| Task requirements |
What is to be transcribed is the run of lines opening with the one that has "What Vue 3 code" and closing with the one that has "const rowsPerPage = ref('50 строк')", and only that run, exactly.

| Information shown |

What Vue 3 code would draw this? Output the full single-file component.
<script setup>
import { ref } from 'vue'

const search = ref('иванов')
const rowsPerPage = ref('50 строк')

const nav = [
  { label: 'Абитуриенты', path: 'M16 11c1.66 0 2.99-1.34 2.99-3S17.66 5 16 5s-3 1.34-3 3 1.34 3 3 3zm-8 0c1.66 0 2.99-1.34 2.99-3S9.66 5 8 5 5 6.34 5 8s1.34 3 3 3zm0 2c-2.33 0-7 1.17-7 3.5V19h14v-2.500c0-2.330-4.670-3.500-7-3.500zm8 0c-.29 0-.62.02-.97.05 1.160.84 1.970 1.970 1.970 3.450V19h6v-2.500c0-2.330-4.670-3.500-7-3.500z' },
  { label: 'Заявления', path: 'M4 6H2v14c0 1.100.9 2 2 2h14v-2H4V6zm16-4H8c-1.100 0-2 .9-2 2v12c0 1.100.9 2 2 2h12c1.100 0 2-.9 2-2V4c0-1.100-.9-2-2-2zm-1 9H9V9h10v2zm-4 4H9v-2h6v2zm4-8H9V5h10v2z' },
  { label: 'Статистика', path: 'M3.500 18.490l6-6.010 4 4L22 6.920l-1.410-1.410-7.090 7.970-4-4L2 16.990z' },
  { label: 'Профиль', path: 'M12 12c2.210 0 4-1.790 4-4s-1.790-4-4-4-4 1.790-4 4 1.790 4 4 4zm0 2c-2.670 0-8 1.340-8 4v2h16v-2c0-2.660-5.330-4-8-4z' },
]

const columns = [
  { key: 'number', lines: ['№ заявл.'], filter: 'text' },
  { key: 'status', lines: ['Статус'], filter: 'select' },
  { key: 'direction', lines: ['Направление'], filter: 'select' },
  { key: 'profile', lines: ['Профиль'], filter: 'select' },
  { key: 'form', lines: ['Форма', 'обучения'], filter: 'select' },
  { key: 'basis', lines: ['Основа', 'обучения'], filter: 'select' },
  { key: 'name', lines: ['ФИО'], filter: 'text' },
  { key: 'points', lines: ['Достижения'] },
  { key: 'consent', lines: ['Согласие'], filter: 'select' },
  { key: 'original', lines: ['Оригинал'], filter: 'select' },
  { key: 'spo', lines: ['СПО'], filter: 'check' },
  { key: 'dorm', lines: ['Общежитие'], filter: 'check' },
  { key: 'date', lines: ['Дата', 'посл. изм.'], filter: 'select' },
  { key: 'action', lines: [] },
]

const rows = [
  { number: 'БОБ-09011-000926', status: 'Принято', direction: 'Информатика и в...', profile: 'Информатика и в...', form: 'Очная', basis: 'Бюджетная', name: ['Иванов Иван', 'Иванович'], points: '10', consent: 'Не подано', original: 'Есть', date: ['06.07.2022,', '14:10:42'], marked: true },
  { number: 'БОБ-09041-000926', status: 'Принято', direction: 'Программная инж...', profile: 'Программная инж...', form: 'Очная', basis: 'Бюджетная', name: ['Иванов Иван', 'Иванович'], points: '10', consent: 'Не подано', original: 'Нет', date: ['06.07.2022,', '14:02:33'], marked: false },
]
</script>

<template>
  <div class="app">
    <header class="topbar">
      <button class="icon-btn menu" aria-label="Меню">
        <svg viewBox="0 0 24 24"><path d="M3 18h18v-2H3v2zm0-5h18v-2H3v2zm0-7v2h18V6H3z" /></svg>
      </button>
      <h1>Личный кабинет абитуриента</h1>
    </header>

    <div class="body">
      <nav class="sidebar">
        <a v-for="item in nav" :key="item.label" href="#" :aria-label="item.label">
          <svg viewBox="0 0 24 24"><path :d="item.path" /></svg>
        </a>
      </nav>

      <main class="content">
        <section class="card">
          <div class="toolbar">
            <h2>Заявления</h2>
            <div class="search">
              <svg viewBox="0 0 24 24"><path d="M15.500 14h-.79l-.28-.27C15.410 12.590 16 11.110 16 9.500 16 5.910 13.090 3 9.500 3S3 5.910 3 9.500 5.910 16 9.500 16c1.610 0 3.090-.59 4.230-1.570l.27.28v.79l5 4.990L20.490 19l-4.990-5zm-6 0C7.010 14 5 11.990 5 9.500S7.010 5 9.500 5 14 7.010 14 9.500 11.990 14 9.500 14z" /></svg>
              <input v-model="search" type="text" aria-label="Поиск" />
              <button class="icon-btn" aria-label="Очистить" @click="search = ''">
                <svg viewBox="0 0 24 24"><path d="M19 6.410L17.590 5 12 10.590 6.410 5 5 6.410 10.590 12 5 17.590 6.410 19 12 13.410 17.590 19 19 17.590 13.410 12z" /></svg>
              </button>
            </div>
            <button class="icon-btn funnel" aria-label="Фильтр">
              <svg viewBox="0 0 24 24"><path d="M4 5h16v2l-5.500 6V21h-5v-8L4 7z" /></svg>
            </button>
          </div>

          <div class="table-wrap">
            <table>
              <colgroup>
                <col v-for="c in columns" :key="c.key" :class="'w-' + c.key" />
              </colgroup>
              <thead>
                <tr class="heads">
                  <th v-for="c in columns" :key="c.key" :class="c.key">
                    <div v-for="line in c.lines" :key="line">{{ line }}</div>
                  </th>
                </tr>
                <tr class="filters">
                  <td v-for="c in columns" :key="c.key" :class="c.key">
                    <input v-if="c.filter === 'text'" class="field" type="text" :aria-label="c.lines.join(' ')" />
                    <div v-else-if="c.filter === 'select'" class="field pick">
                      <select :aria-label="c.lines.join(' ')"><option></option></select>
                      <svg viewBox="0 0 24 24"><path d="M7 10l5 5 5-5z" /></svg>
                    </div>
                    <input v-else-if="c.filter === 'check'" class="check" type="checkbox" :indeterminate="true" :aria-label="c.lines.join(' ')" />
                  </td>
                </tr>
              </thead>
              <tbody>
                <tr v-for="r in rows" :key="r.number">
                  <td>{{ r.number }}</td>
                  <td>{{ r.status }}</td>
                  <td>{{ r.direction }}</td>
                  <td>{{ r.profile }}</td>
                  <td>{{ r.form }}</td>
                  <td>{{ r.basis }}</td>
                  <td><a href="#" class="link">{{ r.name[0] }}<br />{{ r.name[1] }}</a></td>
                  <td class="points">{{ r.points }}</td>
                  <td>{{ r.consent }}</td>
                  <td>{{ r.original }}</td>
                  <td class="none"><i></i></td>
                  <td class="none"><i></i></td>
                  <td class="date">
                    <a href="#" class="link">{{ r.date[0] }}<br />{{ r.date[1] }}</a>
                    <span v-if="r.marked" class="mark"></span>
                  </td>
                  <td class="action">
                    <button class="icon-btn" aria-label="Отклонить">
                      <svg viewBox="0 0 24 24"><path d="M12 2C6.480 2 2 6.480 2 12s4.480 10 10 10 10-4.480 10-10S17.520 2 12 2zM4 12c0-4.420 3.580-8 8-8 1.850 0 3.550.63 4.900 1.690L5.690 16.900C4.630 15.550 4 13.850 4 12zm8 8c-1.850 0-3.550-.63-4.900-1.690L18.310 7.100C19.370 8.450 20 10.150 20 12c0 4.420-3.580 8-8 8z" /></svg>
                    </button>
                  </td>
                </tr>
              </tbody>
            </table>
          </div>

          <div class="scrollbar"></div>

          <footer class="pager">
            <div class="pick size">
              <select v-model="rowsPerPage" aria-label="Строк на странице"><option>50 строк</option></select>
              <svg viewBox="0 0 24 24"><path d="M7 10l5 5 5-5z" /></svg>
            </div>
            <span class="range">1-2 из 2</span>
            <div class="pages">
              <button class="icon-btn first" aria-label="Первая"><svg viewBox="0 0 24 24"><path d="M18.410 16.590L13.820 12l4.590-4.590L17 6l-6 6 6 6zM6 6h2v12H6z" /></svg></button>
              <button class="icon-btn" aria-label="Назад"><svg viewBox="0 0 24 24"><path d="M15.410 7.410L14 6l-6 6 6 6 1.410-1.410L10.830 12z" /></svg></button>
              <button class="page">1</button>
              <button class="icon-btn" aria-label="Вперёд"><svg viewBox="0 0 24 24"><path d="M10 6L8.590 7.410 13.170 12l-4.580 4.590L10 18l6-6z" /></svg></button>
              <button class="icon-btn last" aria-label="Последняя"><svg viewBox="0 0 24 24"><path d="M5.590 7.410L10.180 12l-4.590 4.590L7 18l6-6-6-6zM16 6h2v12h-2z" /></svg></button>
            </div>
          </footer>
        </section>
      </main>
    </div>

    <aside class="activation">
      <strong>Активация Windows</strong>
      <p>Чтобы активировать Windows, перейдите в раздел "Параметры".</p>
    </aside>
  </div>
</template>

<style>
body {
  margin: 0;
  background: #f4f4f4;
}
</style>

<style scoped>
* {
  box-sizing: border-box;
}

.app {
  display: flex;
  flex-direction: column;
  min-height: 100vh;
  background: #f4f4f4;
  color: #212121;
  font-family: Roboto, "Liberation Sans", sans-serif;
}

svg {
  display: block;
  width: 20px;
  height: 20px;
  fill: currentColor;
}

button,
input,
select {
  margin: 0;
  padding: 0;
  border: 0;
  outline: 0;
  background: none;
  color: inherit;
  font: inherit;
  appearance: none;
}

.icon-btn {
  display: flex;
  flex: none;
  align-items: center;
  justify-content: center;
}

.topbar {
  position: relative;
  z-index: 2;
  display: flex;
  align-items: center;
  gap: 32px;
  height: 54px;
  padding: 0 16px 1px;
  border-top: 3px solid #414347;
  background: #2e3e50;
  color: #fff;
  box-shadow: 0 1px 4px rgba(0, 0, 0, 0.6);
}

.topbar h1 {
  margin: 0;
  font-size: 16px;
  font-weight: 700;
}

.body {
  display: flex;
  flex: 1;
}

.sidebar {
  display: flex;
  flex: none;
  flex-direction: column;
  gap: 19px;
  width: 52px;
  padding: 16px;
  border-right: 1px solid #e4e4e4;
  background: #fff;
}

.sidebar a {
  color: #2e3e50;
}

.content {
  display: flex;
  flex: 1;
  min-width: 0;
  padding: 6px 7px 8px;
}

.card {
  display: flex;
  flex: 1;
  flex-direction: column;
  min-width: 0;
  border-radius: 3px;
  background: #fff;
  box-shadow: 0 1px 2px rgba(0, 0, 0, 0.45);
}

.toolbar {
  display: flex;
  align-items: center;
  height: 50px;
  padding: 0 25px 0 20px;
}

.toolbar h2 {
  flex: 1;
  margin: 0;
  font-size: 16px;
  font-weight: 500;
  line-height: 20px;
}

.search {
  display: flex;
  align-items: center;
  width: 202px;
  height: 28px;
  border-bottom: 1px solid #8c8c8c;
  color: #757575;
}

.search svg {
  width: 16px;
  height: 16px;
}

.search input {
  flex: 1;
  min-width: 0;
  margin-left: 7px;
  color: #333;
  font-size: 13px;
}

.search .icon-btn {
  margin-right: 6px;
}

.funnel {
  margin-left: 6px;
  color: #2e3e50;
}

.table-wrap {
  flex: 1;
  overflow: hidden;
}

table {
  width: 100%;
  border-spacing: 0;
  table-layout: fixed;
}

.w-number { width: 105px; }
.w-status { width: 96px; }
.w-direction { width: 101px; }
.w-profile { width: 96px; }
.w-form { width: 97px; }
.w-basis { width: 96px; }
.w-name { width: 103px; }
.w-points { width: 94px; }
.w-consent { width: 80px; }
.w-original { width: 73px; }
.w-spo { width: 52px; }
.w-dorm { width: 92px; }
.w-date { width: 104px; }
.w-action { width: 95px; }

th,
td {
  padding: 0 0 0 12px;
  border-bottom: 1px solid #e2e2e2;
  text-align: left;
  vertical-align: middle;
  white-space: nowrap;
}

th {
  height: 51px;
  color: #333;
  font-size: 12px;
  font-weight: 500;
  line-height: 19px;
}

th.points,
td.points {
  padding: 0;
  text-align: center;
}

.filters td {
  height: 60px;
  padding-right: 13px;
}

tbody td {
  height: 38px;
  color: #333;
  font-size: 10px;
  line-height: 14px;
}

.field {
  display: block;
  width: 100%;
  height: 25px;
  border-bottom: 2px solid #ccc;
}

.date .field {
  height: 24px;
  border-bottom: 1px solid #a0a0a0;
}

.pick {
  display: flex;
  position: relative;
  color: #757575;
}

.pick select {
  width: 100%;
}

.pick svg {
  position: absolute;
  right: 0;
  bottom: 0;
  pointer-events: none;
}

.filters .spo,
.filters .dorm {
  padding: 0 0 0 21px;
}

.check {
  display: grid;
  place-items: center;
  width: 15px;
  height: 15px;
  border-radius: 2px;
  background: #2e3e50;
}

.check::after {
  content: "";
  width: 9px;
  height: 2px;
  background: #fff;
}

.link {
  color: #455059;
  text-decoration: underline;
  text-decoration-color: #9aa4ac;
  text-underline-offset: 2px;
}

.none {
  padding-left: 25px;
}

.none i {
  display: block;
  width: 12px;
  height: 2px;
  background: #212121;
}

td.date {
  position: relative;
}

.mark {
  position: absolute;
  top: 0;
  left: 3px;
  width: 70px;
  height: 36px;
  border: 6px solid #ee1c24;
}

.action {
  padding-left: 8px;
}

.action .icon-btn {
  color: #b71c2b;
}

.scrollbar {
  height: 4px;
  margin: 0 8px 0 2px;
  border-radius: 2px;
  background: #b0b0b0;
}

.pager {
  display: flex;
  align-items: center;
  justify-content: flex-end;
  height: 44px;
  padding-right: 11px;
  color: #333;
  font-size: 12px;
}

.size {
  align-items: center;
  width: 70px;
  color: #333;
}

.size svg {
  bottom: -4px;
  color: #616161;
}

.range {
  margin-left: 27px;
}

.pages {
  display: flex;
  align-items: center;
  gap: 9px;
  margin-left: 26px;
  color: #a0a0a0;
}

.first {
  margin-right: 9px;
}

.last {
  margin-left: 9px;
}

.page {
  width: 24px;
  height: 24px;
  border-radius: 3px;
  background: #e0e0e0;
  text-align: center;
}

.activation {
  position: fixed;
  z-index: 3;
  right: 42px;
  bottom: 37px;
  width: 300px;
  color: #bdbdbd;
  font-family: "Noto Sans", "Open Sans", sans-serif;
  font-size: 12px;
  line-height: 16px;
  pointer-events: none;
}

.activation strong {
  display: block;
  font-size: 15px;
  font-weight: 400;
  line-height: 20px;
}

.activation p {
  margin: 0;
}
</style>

==

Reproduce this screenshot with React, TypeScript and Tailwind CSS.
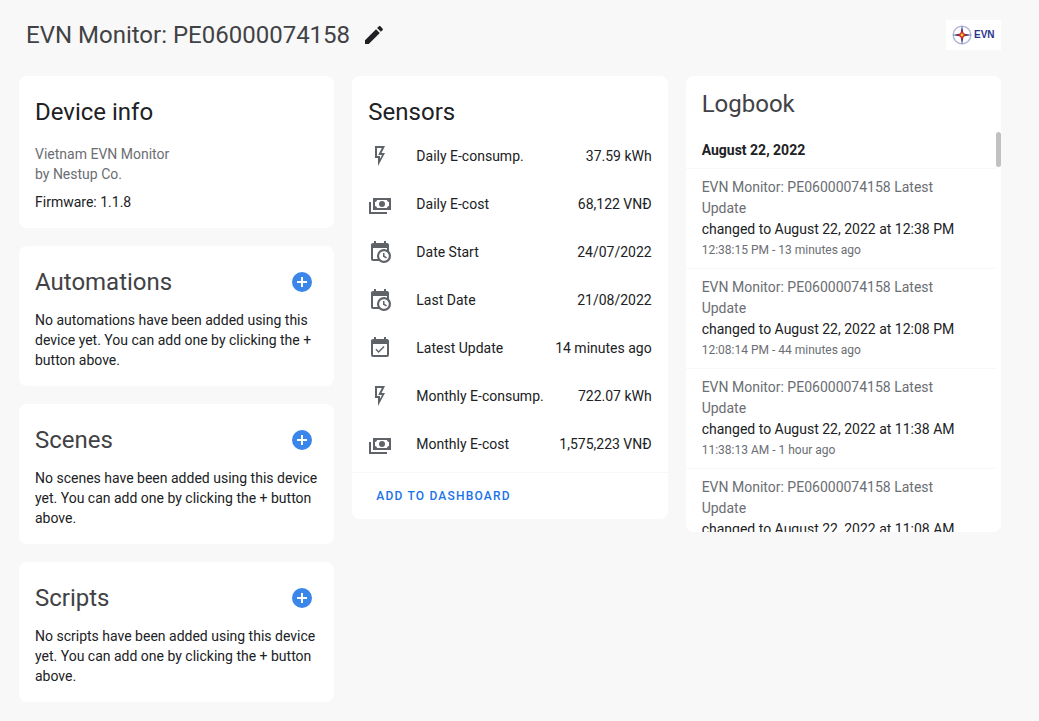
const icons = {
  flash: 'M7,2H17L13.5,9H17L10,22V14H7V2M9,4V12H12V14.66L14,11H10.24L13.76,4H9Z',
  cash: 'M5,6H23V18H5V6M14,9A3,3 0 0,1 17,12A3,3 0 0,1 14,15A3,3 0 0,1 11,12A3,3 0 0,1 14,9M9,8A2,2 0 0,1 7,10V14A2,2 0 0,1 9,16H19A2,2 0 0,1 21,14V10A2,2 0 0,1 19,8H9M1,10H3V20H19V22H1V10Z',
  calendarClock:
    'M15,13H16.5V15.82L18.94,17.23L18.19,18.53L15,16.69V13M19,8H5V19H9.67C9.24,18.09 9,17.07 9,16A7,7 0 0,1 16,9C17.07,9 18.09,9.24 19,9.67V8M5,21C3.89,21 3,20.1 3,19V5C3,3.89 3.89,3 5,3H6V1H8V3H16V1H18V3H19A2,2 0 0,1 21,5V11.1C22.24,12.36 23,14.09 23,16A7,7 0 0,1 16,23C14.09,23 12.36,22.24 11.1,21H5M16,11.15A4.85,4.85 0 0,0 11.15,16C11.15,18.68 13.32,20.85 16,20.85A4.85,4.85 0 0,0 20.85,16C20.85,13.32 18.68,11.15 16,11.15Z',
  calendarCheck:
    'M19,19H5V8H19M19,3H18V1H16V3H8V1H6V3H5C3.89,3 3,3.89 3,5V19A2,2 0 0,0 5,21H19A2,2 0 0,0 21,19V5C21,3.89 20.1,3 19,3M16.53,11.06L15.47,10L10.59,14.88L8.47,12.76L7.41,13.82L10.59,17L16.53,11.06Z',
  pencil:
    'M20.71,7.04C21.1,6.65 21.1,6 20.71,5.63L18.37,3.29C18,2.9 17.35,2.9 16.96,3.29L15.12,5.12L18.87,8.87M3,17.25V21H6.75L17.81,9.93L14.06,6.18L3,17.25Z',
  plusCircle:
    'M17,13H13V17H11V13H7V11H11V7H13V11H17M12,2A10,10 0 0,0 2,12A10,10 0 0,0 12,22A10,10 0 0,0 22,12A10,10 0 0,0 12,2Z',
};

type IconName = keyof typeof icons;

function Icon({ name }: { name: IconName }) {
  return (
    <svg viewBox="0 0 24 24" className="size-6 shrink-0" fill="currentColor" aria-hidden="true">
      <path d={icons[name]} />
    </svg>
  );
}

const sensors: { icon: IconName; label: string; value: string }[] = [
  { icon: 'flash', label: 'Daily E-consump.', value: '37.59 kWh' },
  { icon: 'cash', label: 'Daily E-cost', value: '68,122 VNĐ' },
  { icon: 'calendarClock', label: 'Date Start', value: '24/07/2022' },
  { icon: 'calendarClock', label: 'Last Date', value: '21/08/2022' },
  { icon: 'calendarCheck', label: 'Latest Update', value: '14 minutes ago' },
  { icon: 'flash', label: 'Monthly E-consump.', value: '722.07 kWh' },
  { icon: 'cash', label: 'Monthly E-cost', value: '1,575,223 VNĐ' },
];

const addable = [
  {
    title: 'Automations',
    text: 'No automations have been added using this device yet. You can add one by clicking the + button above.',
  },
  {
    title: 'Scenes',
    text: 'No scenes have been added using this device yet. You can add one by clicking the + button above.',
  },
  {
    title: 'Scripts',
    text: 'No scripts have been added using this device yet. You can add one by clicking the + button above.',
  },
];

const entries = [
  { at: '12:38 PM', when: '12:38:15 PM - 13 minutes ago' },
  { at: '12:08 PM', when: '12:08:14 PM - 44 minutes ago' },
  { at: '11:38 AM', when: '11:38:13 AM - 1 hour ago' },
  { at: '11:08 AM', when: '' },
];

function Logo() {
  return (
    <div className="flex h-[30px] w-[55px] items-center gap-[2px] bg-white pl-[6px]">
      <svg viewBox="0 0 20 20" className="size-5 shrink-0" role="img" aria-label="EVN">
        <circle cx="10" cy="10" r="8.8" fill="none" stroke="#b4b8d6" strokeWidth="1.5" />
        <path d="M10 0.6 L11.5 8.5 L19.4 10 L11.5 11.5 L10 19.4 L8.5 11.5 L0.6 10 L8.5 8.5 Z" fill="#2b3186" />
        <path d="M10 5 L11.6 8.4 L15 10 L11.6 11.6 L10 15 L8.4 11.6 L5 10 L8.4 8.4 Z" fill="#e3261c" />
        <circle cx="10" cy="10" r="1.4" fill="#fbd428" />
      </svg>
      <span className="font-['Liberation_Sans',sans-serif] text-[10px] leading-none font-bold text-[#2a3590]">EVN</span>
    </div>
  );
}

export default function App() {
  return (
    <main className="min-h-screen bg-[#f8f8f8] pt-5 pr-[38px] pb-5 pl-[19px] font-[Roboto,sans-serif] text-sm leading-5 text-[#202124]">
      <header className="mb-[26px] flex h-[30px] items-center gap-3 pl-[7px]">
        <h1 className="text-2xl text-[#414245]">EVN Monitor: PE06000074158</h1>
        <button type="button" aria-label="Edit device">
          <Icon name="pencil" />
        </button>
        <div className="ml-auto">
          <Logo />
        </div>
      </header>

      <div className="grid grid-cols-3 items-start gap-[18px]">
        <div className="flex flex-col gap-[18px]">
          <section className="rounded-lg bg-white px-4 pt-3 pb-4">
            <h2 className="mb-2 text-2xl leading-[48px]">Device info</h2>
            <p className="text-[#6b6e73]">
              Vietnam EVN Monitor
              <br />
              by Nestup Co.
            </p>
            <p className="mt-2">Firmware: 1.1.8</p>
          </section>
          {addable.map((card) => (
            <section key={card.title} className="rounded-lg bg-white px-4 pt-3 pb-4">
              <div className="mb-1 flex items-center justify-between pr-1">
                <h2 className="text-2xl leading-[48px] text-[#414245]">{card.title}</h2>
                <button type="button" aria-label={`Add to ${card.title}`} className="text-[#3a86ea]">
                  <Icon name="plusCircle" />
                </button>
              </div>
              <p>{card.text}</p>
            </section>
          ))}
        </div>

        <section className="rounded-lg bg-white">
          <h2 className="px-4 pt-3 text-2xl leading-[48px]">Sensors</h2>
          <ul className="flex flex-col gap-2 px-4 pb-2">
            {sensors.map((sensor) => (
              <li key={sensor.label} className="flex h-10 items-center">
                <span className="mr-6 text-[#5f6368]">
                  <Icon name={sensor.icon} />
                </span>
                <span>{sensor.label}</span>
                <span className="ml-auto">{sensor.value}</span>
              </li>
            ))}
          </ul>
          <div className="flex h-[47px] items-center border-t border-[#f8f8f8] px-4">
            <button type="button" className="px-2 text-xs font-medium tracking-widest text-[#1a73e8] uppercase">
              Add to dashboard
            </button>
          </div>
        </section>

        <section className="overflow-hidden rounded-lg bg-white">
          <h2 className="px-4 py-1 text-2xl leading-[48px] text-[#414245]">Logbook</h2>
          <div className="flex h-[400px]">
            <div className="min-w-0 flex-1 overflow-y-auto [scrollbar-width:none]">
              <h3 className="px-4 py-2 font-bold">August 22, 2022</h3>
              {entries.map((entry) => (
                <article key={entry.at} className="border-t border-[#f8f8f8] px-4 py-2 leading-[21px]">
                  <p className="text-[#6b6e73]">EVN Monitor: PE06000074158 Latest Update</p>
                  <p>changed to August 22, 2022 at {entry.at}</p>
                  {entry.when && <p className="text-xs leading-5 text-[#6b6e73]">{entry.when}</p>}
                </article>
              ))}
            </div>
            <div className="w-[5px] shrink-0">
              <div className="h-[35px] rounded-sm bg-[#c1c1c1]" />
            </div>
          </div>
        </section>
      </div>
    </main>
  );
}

| Written answer |
What Vue 3 code would draw this? Output the full single-file component.
<script setup>
import { ref } from 'vue'

const search = ref('иванов')
const rowsPerPage = ref('50 строк')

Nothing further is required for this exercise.